An otherworldly effort from Allen Iverson in Game 1 of the NBA Finals was the only thing that kept Los Angeles from sweeping the entire postseason. Instead, the Lakers had to “settle” for a 15-1 postseason and a second of what would be three straight championships.

2017 Golden State Warriors

  • Defeated Portland Trail Blazers 4-0
  • Defeated Utah Jazz 4-0
  • Defeated San Antonio Spurs 4-0

The Warriors were really never tested in the first two rounds, with Game 3 against the Blazers being the only one of the eight decided by single digits. The Spurs were a 61-win team and led by 25 points in Game 1. But Kawhi Leonard, already playing with an injured ankle, landed on Golden State center Zaza Pachulia’s foot. That ended his series and effectively his Spurs career. Golden State came back to win Game 1 by two points then routed San Antonio in three straight to sweep the series.
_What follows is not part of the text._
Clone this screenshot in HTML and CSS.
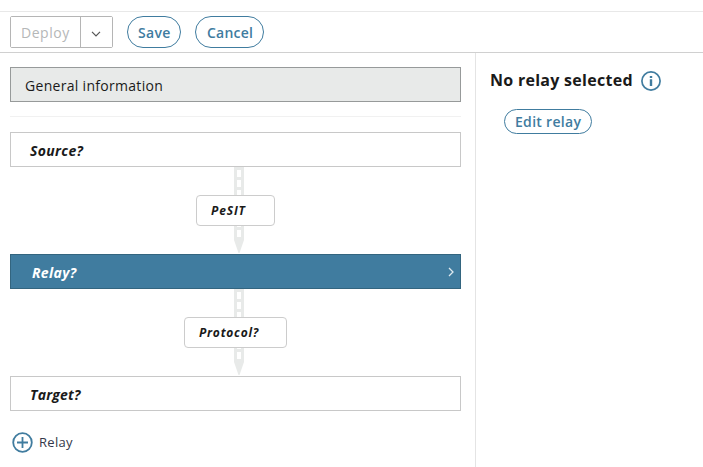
FILE: index.html
```html
<!DOCTYPE html>
<html lang="en">
<head>
<meta charset="utf-8">
<title>Flow editor</title>
<link rel="stylesheet" href="styles.css">
</head>
<body>
<header class="toolbar">
  <div class="split">
    <button class="split-main" disabled><span>Deploy</span></button>
    <button class="split-toggle" aria-label="More">
      <svg width="10" height="6" viewBox="0 0 10 6"><path d="M1 .8 5 4.8 9 .8" fill="none" stroke="#555" stroke-width="1.2"/></svg>
    </button>
  </div>
  <button class="pill save"><span>Save</span></button>
  <button class="pill cancel"><span>Cancel</span></button>
</header>
<main class="content">
  <section class="flow">
    <div class="bar general"><span>General information</span></div>
    <hr class="divider">
    <div class="bar step"><span>Source?</span></div>
    <div class="link">
      <svg class="arrow" width="10" height="87" viewBox="0 0 10 87" fill="#e8eae9" fill-rule="evenodd"><path d="M0 0H10V73L5.5 86H4.5L0 73ZM3 3V10H7V3ZM3 13V20H7V13ZM3 23V30H7V23ZM3 53V60H7V53ZM3 63V70H7V63Z"/></svg>
      <div class="node pesit"><span>PeSIT</span></div>
    </div>
    <div class="bar step active"><span>Relay?</span>
      <svg width="6" height="10" viewBox="0 0 6 10"><path d="M1 1 5 5 1 9" fill="none" stroke="#dfeaf0" stroke-width="1.3"/></svg>
    </div>
    <div class="link">
      <svg class="arrow" width="10" height="87" viewBox="0 0 10 87" fill="#e8eae9" fill-rule="evenodd"><path d="M0 0H10V73L5.5 86H4.5L0 73ZM3 3V10H7V3ZM3 13V20H7V13ZM3 23V30H7V23ZM3 53V60H7V53ZM3 63V70H7V63Z"/></svg>
      <div class="node protocol"><span>Protocol?</span></div>
    </div>
    <div class="bar step target"><span>Target?</span></div>
    <div class="add">
      <svg width="21" height="21" viewBox="0 0 21 21" fill="none" stroke="#407c9f"><circle cx="10.5" cy="10.5" r="9.3" stroke-width="1.8"/><path d="M10.5 5V16M5 10.5H16" stroke-width="1.8"/></svg>
      <span>Relay</span>
    </div>
  </section>
  <aside class="details">
    <div class="heading">
      <h1>No relay selected</h1>
      <svg width="20" height="20" viewBox="0 0 20 20" fill="none" stroke="#407c9f"><circle cx="10" cy="10" r="9.1" stroke-width="1.7"/><path d="M10 8.3V15M10 5V7" stroke-width="2.4"/></svg>
    </div>
    <button class="pill edit"><span>Edit relay</span></button>
  </aside>
</main>
</body>
</html>
```
FILE: styles.css
```css
* { box-sizing: border-box; }
body {
  margin: 0;
  height: 467px;
  overflow: hidden;
  display: flex;
  flex-direction: column;
  padding-top: 11px;
  background: #fff;
  color: #1a1a1a;
  font-family: "Open Sans", "Noto Sans", sans-serif;
  font-size: 14px;
  letter-spacing: .5px;
}
button {
  font: inherit;
  letter-spacing: inherit;
  background: #fff;
  padding: 0;
  margin: 0;
}
span { white-space: nowrap; }
.toolbar {
  flex: none;
  height: 42px;
  display: flex;
  align-items: flex-start;
  padding: 4px 10px 0;
  border-top: 1px solid #e8e8e8;
  border-bottom: 1px solid #d0d0d0;
}
.split {
  display: flex;
  width: 103px;
  height: 32px;
  border: 1px solid #b5b5b5;
  border-radius: 2px;
}
.split-main {
  width: 69px;
  border: 0;
  color: #b5b7b8;
  text-align: left;
  padding-left: 10px;
  letter-spacing: .55px;
}
.split-toggle {
  flex: 1;
  display: flex;
  align-items: center;
  justify-content: center;
  border: 0;
  border-left: 1px solid #b5b5b5;
  padding: 3px 1px 0 0;
}
.pill {
  display: flex;
  align-items: center;
  height: 32px;
  border: 1px solid #407c9f;
  border-radius: 16px;
  color: #407c9f;
  font-weight: 600;
  letter-spacing: .3px;
}
.save { width: 54px; margin-left: 14px; padding-left: 10px; }
.cancel { width: 69px; margin-left: 14px; padding-left: 11px; letter-spacing: .2px; }
.content { flex: 1; display: flex; }
.flow { width: 475px; padding: 14px 14px 0 10px; }
.bar {
  display: flex;
  align-items: center;
  justify-content: space-between;
  height: 35px;
  border: 1px solid #c8c8c8;
  padding: 1px 6px 0 19px;
}
.general {
  background: #e8eae9;
  border-color: #979a9a;
  padding: 2px 0 0 14px;
  letter-spacing: .3px;
}
.divider { border: 0; height: 1px; background: #f1f1f1; margin: 14px 0 15px; }
.step { font-weight: 700; font-style: italic; letter-spacing: .35px; }
.target { letter-spacing: .2px; }
.active {
  background: #407c9f;
  border-color: #33657f;
  color: #fff;
  padding-left: 21px;
}
.link { display: grid; height: 87px; place-items: center; }
.link > * { grid-area: 1 / 1; }
.arrow { margin-left: 7px; }
.node {
  display: flex;
  align-items: center;
  height: 31px;
  background: #fff;
  border: 1px solid #ccc;
  border-radius: 4px;
  padding-left: 14px;
  font-size: 12px;
  font-weight: 700;
  font-style: italic;
  letter-spacing: .75px;
}
.pesit { width: 79px; letter-spacing: .85px; }
.protocol { width: 103px; }
.add {
  display: flex;
  align-items: center;
  gap: 6px;
  padding: 21px 0 0 2px;
  height: 42px;
  font-size: 13px;
  letter-spacing: .3px;
  color: #33384a;
}
.add span { padding-bottom: 1px; }
.details { flex: 1; border-left: 1px solid #e4e4e4; padding: 18px 0 0 14px; }
.heading { display: flex; align-items: center; gap: 8px; height: 20px; }
h1 {
  margin: 0;
  padding-bottom: 2px;
  font-size: 16px;
  line-height: 20px;
  font-weight: 700;
  letter-spacing: .28px;
  white-space: nowrap;
}
.edit { width: 88px; height: 25px; margin: 18px 0 0 14px; padding-left: 10px; }
```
Remember when we said that the 2017 NBA postseason wasn’t high on drama? The Warriors posted decisive wins in Games 1 and 2, then came-from-behind to win Game 3. Behind 13 threes in the first half and 24 in the game (both postseason records) Cleveland scored 49 points in the first quarter, 86 points in the first half (also both records) and won Game 4 137-116. But while the Warriors couldn’t cap off the perfect postseason, they regained the NBA title with a 129-120 win in Game 5.